For the ease of understanding it will be detailed in two parts i.e. background/regulation and potential/ future outlook.

It was sometime back in 2016 when RBI gave licences for differentiated banking licences in the name of Payment Banks (PB) and Small Finance Bank (SFB). Most of the so called financial experts criticized this move citing ailing condition of some of the domestic Banks whether public or private, when country already had differentiated banks i.e. Universal Banks, Regional Rural Banks, Local Area Banks, Cooperative Banks.

If we look at finer aspects/characteristics of a payment Banks, we find that most of the regulations are similar to a Scheduled Commercial Banks i.e. capital measurements, risk management (except credit risk which is not applicable given these Banks cannot participate in risk based products/instruments), Cash Reserve Ratio, Governance etc. The fundamental difference between a payment bank or any other bank is with respect to PBs not being allowed to undertake credit risk. This means, a payment bank cannot extend loans to its customers i.e. no personal loan, credit card, home loan, business loan etc. These Banks have to open at least 25% of their access points in rural areas and should focus more on technological solutions to on-board a customer and encourage online transactions.

The guidelines also restricts the investment classification and norms for payment Banks. These Banks need to deposit 75% of their demand deposit balances (Deposits that we put in Banks with premature withdrawal option) in Government securities or treasury bills eligible for Statutory Liquidity Ratio (SLR) maturity up to 1 year.

These Banks can’t even undertake para banking activities unless specified and approved by RBI. You may read more about para banking activities on RBI site by visiting https://m.rbi.org.in/Scripts/BS_ViewMasCirculardetails.aspx?id=9837

So do you think payment Banks make any sense in today’s world as they are restricted by even activities i.e. by placing money to give returns to the customers?

While my thoughts were not very different from critics when heard about this concept kept my hopes alive from these new age Banks give they could be my future employer as well .

Fortunately being part of a core team gave me the opportunity to work on a comparison between the two new types of Banks as well as the differences with a Universal Bank and analyse it better.

While as a common man we may feel that PBs are just one more type of Bank, the investors may look at it as another business opportunity.

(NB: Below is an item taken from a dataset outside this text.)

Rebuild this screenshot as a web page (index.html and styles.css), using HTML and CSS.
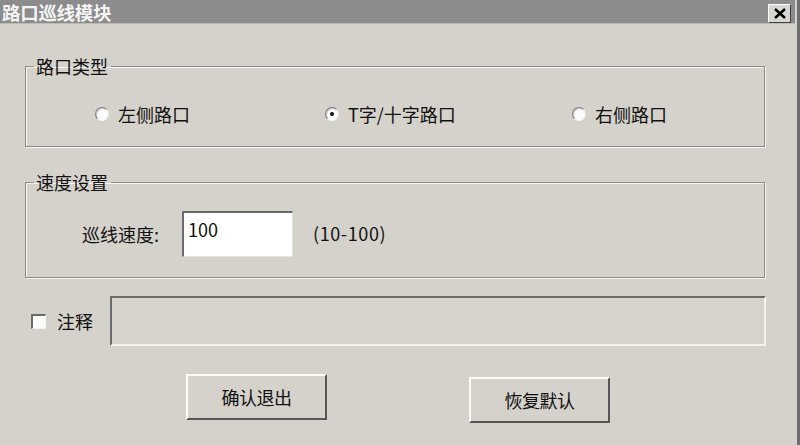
FILE: index.html
```html
<!DOCTYPE html>
<html lang="zh">
<head>
<meta charset="utf-8">
<title>路口巡线模块</title>
<link rel="stylesheet" href="styles.css">
</head>
<body>
<div class="window">
  <div class="titlebar">
    <span class="title">路口巡线模块</span>
    <span class="close"><svg width="12" height="11" viewBox="0 0 12 11"><path d="M1 1 L11 10 M11 1 L1 10" stroke="#000" stroke-width="2.4"/></svg></span>
  </div>
  <div class="body">
    <fieldset class="group group-type">
      <legend>路口类型</legend>
      <div class="radio-row">
        <label class="radio-item"><span class="radio"></span><span>左侧路口</span></label>
        <label class="radio-item"><span class="radio checked"></span><span>T字/十字路口</span></label>
        <label class="radio-item"><span class="radio"></span><span>右侧路口</span></label>
      </div>
    </fieldset>
    <fieldset class="group group-speed">
      <legend>速度设置</legend>
      <div class="speed-row">
        <span class="speed-label">巡线速度:</span>
        <span class="input">100</span>
        <span class="range">(10-100)</span>
      </div>
    </fieldset>
    <div class="note-row">
      <span class="checkbox"></span>
      <span class="note-label">注释</span>
      <span class="note-field"></span>
    </div>
    <div class="btn-row">
      <span class="btn">确认退出</span>
      <span class="btn btn-second">恢复默认</span>
    </div>
  </div>
</div>
</body>
</html>
```

FILE: styles.css
```css
* { box-sizing: border-box; }
html, body {
  margin: 0;
  padding: 0;
}
body {
  width: 800px;
  height: 445px;
  overflow: hidden;
  background: #d5d2cb;
  font-family: "Noto Sans CJK SC", "Noto Sans", sans-serif;
  font-size: 18px;
  color: #111;
}
.window {
  width: 800px;
  height: 445px;
  border-right: 3px solid #6e6e6e;
  padding-right: 2px;
  background: #d5d2cb;
}
.titlebar {
  height: 24px;
  background: #8c8c8c;
  border-bottom: 1px solid #bdbab4;
  display: flex;
  align-items: center;
  justify-content: space-between;
  padding: 0 0 0 2px;
}
.title {
  color: #f4f4f4;
  font-weight: bold;
  font-size: 18.5px;
  line-height: 24px;
  letter-spacing: -0.3px;
}
.close {
  width: 23px;
  height: 19px;
  margin-top: 3px;
  margin-right: 4px;
  background: #d8d6d2;
  border-top: 1px solid #fff;
  border-left: 1px solid #fff;
  border-right: 1px solid #404040;
  border-bottom: 1px solid #404040;
  display: flex;
  align-items: center;
  justify-content: center;
}
.body {
  padding: 31px 0 0 25px;
}
.group {
  margin: 0;
  width: 740px;
  padding: 0;
  border: 1px solid #8a8a88;
  box-shadow: inset 1px 1px 0 #f6f5f2, 1px 1px 0 #f6f5f2;
  min-width: 0;
}
.group legend {
  margin-left: 8px;
  padding: 0 3px 0 2px;
  line-height: 22px;
  font-size: 18px;
}
.group-type {
  height: 92px;
}
.radio-row {
  display: grid;
  grid-template-columns: 230px 247px auto;
  padding: 26px 0 0 69px;
  height: 48px;
}
.radio-item {
  display: flex;
  align-items: center;
  height: 22px;
  gap: 9px;
}
.radio {
  width: 14px;
  height: 14px;
  border-radius: 50%;
  background: #fbfbfb;
  border: 1px solid;
  border-color: #7c7c7c #e8e8e8 #f8f8f8 #7c7c7c;
  box-shadow: inset 1px 1px 0 #c4c4c4;
  position: relative;
  flex: none;
}
.radio.checked::after {
  content: "";
  position: absolute;
  left: 4px;
  top: 4px;
  width: 4px;
  height: 4px;
  border-radius: 50%;
  background: #111;
}
.group-speed {
  margin-top: 24px;
  height: 107px;
}
.speed-row {
  display: flex;
  align-items: center;
  padding: 18px 0 0 56px;
}
.speed-label {
  width: 100px;
}
.input {
  width: 111px;
  height: 46px;
  background: #fff;
  border-top: 2px solid #6a6a6a;
  border-left: 2px solid #6a6a6a;
  border-right: 1px solid #e6e4e0;
  border-bottom: 1px solid #e6e4e0;
  padding: 4px 0 0 4px;
  font-size: 18px;
  line-height: 24px;
  align-self: flex-start;
}
.range {
  margin-left: 20px;
  margin-top: -3px;
  letter-spacing: 0.6px;
}
.note-row {
  display: flex;
  align-items: center;
  margin-top: 18px;
  padding-left: 6px;
}
.checkbox {
  width: 15px;
  height: 15px;
  background: #fbfbfb;
  border-top: 2px solid #6c6c6c;
  border-left: 2px solid #6c6c6c;
  border-right: 1px solid #f4f4f4;
  border-bottom: 1px solid #f4f4f4;
}
.note-label {
  margin-left: 11px;
  width: 53px;
}
.note-field {
  width: 656px;
  height: 50px;
  border-top: 2px solid #6a6a6a;
  border-left: 2px solid #6a6a6a;
  border-right: 2px solid #f4f3f0;
  border-bottom: 2px solid #f4f3f0;
  background: #d6d3cc;
}
.btn-row {
  display: flex;
  align-items: flex-start;
  margin-top: 28px;
  padding-left: 161px;
  gap: 142px;
}
.btn {
  width: 141px;
  height: 46px;
  display: flex;
  align-items: center;
  justify-content: center;
  background: #d5d2cb;
  border-top: 2px solid #fbfbf9;
  border-left: 2px solid #fbfbf9;
  border-right: 2px solid #555;
  border-bottom: 2px solid #555;
  font-size: 18px;
  letter-spacing: -0.5px;
}
.btn-second {
  margin-top: 3px;
}
```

Many of us may have observed the rise in the number of wallet service providers and the reasons are changing payment behaviour of Indian consumers and opportunity in this space. While Foreign Banks got the concept of Credit Cards, Debit Cards in India, acceptability of electronic payments was limited given, a) Cash transaction behaviour promoted by buyers and sellers to evade tax, b) Non-availability of digital collection/payment infrastructure. Hence after series of events i.e. demonetization, stringent GST norms for small & large businesses and rise of service providers for digital money collection has given boost to digital collection and payment market.

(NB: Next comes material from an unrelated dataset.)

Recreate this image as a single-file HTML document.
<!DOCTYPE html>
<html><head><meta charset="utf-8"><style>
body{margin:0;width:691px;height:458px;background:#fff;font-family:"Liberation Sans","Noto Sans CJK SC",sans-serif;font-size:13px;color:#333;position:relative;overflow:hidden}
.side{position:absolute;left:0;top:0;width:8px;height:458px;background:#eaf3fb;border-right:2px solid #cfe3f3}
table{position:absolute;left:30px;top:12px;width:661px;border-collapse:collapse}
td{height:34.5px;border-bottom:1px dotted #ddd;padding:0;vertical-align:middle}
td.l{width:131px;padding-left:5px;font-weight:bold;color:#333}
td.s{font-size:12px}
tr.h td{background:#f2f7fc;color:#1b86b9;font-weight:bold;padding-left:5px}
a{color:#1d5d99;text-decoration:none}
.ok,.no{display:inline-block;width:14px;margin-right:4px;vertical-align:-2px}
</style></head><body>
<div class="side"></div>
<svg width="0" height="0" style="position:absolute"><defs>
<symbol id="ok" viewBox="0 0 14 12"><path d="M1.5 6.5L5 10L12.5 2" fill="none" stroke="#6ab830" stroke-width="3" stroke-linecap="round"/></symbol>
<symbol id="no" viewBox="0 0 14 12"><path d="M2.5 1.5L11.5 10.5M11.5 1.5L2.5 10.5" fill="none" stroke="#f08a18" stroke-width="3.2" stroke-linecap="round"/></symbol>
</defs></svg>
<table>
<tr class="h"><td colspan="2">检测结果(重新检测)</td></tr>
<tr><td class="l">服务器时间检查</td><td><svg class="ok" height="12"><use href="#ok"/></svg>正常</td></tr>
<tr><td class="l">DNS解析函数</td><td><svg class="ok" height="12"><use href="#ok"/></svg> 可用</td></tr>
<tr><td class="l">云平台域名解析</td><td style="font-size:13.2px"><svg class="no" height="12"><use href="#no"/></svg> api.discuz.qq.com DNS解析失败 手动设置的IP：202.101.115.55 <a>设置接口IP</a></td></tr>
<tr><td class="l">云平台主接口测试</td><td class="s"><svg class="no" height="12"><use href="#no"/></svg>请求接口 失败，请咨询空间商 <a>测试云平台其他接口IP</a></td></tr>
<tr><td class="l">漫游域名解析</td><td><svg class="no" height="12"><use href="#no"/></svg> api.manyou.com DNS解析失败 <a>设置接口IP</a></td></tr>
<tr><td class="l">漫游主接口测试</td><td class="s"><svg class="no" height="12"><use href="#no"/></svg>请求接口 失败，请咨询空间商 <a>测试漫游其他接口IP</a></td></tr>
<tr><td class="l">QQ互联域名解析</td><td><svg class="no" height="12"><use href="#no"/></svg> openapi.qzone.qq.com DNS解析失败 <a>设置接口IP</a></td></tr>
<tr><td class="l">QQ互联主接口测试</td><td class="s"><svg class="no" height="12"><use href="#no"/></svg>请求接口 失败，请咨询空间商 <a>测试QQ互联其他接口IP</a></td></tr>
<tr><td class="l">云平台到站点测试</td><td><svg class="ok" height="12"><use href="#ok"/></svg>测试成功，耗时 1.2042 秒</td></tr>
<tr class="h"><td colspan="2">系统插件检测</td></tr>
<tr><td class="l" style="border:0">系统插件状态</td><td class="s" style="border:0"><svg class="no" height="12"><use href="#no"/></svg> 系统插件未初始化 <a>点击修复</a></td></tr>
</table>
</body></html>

This was the well thought of plan of having Payment Banks in Indian market to fill the gap that universal banks have not been able to. Directionally RBI and Government also want to have enablers in place to grow digital economy. The regulation asking payment Bank relying on technological solutions for payment, collections, transactions, access of accounts are evidence of the same.

Is payment bank a lucrative business model and can earn revenue? The answer is probably yes and below may be brief benefits and potential business area PBs may get into:

Zero Balance Accounts:

The consumers shall have advantage of opening a zero balance accounts and ease of operating accounts on technological advanced and simple platforms i.e. mobile apps. The penetration of mobile technology and network to the remotest area shall be a true enabler for this. Also these banks can offer higher interest rates given limited infrastructural cost which can be beneficial for both consumers as well as Payment Banks

Security and Ease of Access:

Most of the Banks today are ensuring that the transactions done on their mobile app are safe and secure by way of authentication of app at the time of installation and with pin/biometric at the time of login. Banks are also using OTP options selectively depending on transaction amount. Hence the transactions are considered to be safe unless either service provider does not ensure safety while developing app or the user does not ensure safety of their phone. Most of the applications installed on phone today ask for various permission, one needs to be mindful of giving permission against usage of the app.

The ease of access of Payment Bank is the biggest advantage. A bank having large distribution network/ customer touch points shall be able to serve maximum number of customers. These banks can also make local retail stores i.e. mobile shops, kirana (grocery) stores, courier agencies etc as their touch points where one can open account, deposit/withdraw cash as well.

While for population living in posh urban area of metro cities i.e. Mumbai, Delhi, Chennai may not find ease of access is a big differentiating factor, the people living in outskirts or slums of metros, tier 2 tier 6 cities may find this as a biggest advantage.

Fee based products:

The payments Banks can become distributors of Mutual Funds, Insurance, can have tie up with e-commerce sites and negotiate offers for their clients. They may also actively engage with corporates with cash intensive business, offer cash management solutions, payment gateway services etc.

Conclusion:

In Indian context where we’ve huge scope of eliminating cash and areas to payments and collection where digital disruptions are possible, payment banks are of great importance. Given nature of business these banks can do and with the set of target customers, it presents a good investment options for the new age investors as well. While Pay TM Payment Banks as on date has strongest presence in the segment it would be interesting to see how business of Airtel Payment bank, Jio Payment Bank (SBI being one of the investor) and India Post Payment Bank tread on this path and bring disruption in the way payments/collections are managed as on date.